> _Written request_: Tally how many lines include "this". The number is the whole answer.
──────
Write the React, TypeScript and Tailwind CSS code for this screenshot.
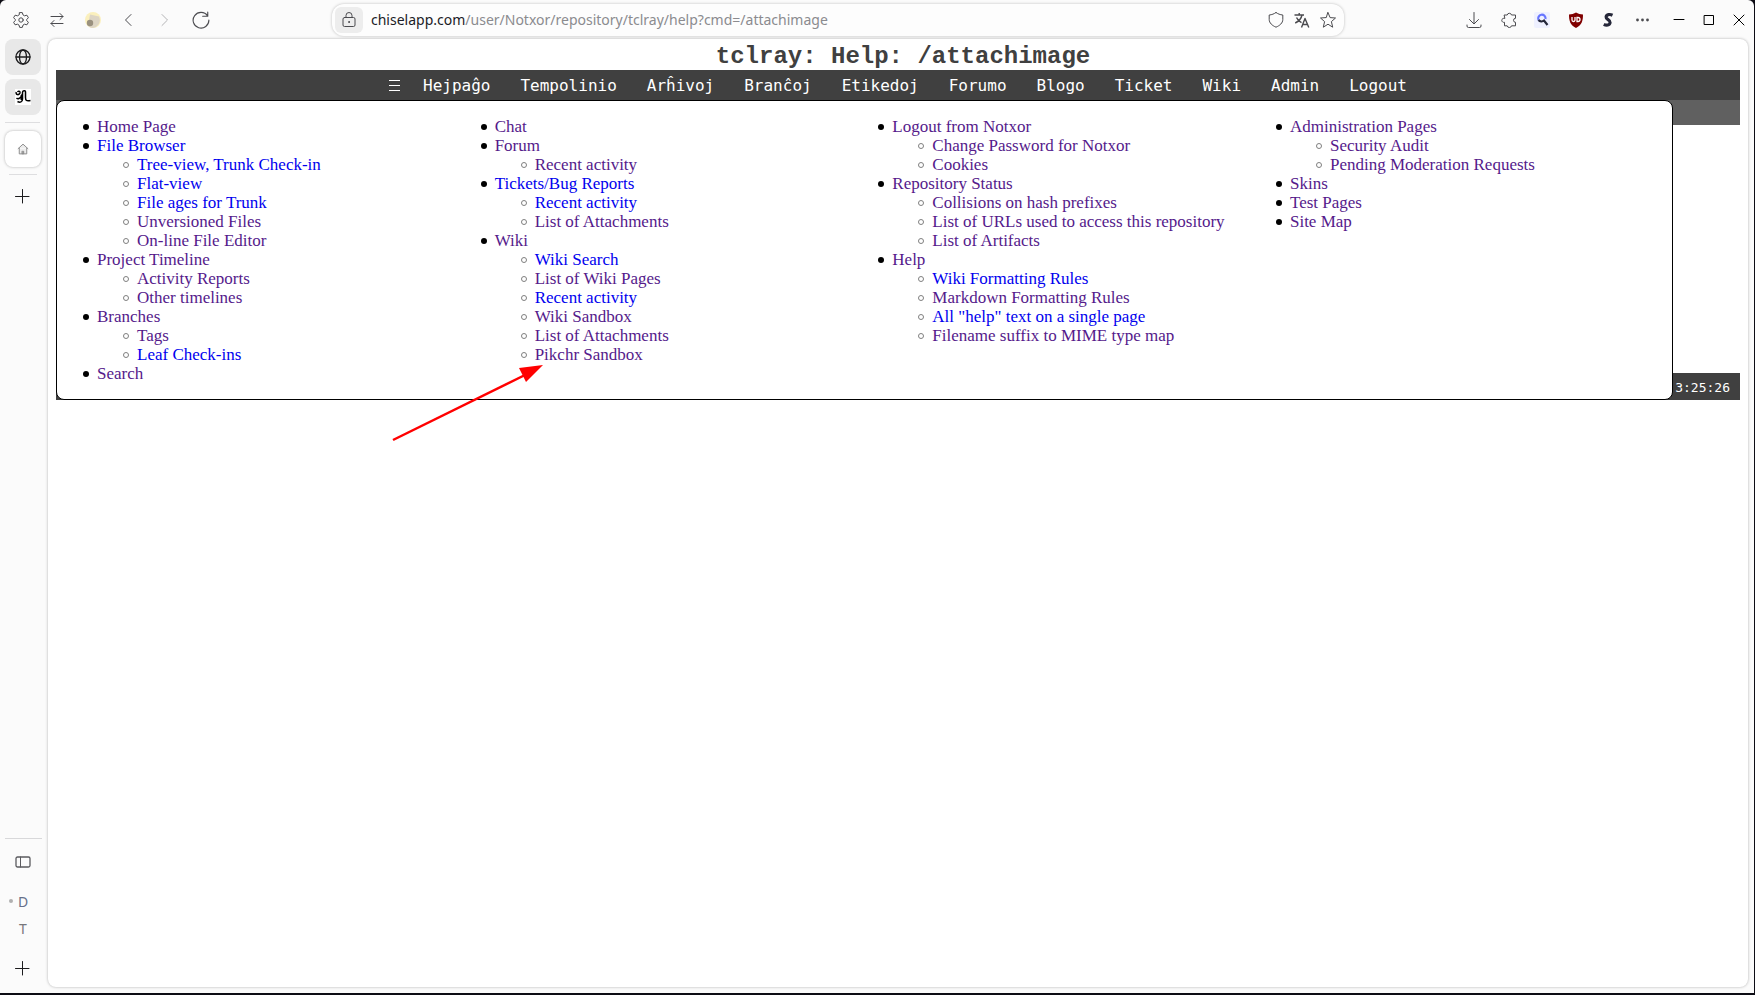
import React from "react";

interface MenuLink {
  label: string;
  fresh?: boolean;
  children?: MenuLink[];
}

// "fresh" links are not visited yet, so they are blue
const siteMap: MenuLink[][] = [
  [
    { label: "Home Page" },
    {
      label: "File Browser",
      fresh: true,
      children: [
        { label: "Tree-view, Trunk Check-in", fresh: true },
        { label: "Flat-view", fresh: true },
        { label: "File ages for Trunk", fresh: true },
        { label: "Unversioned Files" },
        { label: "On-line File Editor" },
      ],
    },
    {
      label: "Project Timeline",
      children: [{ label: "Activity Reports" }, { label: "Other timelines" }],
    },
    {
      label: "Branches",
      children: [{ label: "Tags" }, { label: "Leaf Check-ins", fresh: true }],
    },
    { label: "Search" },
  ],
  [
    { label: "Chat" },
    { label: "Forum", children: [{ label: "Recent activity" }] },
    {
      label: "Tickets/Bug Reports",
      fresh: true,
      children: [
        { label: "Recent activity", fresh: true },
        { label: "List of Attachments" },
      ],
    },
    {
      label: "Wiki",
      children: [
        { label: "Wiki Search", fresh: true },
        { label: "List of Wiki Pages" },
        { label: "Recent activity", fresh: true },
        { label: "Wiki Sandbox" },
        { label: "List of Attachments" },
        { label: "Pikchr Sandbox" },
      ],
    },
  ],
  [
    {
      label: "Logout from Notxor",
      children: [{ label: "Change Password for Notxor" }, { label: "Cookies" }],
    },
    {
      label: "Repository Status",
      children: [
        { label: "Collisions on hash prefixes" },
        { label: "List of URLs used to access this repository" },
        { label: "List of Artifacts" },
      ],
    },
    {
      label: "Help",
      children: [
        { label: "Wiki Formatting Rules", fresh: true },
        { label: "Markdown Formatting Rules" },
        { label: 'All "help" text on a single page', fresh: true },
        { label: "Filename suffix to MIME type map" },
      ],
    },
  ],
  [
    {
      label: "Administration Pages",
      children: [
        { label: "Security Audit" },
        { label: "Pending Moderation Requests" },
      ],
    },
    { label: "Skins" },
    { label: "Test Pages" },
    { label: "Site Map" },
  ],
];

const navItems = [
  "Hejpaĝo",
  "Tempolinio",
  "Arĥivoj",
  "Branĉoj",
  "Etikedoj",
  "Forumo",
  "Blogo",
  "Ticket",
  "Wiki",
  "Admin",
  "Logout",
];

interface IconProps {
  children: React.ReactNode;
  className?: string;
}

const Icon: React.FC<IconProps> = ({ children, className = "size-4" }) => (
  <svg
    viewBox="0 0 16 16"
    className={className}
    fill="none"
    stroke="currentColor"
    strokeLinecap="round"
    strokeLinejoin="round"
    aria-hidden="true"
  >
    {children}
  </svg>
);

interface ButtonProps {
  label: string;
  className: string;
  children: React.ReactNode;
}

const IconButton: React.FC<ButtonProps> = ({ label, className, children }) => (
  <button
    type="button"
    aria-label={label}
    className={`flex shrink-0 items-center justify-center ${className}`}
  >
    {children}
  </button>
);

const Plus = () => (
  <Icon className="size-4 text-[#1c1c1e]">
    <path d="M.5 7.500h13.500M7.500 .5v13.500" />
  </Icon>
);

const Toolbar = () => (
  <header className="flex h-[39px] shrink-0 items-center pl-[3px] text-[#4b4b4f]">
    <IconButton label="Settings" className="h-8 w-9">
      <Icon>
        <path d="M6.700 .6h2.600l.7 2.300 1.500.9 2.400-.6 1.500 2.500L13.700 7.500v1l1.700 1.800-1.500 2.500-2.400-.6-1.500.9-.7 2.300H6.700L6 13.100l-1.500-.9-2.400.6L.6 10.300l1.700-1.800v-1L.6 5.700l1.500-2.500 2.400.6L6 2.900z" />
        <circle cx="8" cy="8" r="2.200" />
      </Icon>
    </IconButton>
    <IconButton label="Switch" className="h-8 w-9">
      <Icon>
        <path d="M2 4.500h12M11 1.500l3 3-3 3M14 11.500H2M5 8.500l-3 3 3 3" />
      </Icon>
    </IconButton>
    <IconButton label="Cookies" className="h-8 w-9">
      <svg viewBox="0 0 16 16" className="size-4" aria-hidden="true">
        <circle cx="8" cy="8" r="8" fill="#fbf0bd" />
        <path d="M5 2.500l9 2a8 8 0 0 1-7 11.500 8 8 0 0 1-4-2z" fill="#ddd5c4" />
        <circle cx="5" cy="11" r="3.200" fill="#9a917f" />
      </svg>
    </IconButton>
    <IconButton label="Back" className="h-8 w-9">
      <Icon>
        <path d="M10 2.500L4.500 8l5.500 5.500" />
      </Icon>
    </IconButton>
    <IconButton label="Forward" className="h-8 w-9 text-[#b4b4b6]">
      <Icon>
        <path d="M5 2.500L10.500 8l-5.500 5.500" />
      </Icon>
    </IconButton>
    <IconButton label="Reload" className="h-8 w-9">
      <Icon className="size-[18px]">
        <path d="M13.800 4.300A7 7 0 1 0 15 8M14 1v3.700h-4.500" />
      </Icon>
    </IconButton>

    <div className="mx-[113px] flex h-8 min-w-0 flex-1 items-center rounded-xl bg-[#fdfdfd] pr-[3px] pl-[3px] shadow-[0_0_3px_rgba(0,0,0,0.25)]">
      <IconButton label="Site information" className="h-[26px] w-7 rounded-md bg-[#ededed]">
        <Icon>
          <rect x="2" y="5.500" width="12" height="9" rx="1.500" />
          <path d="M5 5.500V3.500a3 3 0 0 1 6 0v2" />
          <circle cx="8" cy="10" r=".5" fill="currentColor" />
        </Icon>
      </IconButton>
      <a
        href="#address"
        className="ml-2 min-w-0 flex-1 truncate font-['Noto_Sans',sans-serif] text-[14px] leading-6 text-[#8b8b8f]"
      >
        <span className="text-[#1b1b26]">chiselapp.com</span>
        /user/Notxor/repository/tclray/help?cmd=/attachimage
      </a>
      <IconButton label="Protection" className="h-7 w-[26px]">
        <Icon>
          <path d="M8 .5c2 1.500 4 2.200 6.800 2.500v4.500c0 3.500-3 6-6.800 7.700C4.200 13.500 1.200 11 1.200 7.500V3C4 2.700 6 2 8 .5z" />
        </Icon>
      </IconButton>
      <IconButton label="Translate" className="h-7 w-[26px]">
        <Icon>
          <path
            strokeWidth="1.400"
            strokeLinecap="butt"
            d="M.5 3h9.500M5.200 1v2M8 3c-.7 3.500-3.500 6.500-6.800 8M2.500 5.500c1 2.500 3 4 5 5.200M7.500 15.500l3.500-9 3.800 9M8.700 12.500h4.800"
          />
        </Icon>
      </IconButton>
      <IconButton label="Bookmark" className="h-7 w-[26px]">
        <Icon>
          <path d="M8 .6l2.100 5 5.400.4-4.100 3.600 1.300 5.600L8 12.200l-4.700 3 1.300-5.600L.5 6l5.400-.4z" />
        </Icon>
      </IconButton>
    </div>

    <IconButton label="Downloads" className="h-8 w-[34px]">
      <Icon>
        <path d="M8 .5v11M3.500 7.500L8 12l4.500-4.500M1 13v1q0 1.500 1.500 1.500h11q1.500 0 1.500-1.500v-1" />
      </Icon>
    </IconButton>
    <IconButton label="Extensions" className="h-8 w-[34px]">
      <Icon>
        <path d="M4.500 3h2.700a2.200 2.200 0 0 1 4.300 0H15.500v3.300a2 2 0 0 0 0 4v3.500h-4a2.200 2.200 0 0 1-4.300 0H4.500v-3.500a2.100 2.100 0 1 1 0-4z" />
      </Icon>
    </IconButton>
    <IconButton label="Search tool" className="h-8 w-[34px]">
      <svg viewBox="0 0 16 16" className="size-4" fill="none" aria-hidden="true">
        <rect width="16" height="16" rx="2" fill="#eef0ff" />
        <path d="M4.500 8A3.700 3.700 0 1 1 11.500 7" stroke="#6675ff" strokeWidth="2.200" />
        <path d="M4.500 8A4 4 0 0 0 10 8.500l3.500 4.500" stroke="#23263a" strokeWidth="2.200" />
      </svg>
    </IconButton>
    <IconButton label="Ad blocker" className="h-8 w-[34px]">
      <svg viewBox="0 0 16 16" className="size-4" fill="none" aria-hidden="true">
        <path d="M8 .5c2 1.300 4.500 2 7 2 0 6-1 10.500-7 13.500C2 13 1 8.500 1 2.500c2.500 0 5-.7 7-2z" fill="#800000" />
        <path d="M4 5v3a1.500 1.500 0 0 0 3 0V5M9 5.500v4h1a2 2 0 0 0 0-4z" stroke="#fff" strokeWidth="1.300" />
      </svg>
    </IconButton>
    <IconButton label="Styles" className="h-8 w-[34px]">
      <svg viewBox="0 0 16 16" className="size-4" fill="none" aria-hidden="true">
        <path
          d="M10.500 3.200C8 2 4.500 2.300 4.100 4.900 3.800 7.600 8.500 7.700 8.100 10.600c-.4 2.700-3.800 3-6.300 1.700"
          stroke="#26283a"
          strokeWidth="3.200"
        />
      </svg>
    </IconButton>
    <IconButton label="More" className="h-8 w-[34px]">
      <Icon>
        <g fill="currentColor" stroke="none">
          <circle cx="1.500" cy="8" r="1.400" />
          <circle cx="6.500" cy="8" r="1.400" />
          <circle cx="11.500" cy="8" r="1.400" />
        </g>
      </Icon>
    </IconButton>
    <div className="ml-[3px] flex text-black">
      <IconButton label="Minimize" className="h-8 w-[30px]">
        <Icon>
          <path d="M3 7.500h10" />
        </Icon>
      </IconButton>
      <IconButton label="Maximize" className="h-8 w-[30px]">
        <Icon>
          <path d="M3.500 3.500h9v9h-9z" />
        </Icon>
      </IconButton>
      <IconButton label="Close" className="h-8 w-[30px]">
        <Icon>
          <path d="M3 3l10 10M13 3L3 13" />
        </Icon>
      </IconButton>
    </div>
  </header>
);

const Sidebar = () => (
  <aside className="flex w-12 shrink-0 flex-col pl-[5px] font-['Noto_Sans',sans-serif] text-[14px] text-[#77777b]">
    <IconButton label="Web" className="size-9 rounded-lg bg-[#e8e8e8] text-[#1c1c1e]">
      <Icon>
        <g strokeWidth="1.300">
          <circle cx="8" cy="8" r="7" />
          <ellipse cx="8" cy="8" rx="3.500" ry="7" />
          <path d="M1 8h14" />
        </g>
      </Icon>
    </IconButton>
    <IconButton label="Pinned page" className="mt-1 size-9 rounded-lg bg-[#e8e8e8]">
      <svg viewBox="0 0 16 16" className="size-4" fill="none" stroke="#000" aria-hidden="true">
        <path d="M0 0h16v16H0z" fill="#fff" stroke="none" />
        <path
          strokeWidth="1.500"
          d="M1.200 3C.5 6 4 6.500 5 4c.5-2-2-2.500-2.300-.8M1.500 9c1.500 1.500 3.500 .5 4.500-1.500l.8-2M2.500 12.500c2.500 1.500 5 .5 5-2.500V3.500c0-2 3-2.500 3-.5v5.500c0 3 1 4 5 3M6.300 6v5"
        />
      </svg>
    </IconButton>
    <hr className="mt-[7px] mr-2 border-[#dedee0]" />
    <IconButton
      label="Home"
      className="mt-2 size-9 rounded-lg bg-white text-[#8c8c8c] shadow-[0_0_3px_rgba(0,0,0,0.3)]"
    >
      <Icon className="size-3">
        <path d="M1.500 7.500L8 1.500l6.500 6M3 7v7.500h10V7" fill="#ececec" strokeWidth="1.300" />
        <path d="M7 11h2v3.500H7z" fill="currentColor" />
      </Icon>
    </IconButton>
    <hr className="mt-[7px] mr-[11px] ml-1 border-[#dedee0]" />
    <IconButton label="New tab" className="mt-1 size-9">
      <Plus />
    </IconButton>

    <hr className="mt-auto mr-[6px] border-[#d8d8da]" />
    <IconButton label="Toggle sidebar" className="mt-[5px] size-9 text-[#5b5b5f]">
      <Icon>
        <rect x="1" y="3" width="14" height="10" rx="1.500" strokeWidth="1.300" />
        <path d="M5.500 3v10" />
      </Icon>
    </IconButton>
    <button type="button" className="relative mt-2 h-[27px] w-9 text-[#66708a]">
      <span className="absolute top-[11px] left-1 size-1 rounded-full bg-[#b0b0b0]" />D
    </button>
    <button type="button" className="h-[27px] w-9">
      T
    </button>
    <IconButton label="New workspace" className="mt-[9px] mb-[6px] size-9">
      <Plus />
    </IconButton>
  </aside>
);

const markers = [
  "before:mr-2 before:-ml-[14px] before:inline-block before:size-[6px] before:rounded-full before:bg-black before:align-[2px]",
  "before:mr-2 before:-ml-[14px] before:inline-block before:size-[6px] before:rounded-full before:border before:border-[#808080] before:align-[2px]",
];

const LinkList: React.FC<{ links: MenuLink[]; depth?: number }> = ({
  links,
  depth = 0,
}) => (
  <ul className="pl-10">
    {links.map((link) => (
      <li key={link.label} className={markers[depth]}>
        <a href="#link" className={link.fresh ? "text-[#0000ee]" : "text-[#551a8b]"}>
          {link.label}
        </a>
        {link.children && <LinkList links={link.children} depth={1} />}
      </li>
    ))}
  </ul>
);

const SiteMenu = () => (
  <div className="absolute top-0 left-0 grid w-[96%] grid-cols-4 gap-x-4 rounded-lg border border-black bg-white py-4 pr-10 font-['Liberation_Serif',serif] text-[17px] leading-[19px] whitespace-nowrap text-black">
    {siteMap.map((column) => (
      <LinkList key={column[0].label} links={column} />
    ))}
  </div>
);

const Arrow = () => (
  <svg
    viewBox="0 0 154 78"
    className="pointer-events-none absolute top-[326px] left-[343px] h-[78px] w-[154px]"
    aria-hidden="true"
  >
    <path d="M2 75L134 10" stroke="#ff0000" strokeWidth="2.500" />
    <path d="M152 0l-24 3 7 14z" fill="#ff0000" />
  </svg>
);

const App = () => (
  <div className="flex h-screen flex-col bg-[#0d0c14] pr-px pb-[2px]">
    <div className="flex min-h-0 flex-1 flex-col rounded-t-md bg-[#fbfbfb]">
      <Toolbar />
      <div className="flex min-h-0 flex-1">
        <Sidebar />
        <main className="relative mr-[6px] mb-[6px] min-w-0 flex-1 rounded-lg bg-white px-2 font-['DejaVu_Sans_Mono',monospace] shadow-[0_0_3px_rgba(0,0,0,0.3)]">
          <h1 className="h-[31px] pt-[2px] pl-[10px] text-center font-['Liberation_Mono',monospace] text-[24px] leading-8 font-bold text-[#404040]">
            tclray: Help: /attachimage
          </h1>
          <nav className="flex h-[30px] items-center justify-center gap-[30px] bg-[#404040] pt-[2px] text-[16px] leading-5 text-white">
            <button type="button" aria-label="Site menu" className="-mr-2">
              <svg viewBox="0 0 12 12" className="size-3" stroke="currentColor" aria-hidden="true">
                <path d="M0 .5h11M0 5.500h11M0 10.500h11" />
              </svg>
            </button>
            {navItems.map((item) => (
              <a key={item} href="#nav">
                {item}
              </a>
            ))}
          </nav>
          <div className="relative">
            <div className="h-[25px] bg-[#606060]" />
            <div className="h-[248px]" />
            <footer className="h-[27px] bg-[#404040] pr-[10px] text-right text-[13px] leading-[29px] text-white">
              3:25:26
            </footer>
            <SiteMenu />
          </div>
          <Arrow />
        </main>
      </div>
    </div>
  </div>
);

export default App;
──────
> _Full output_: 2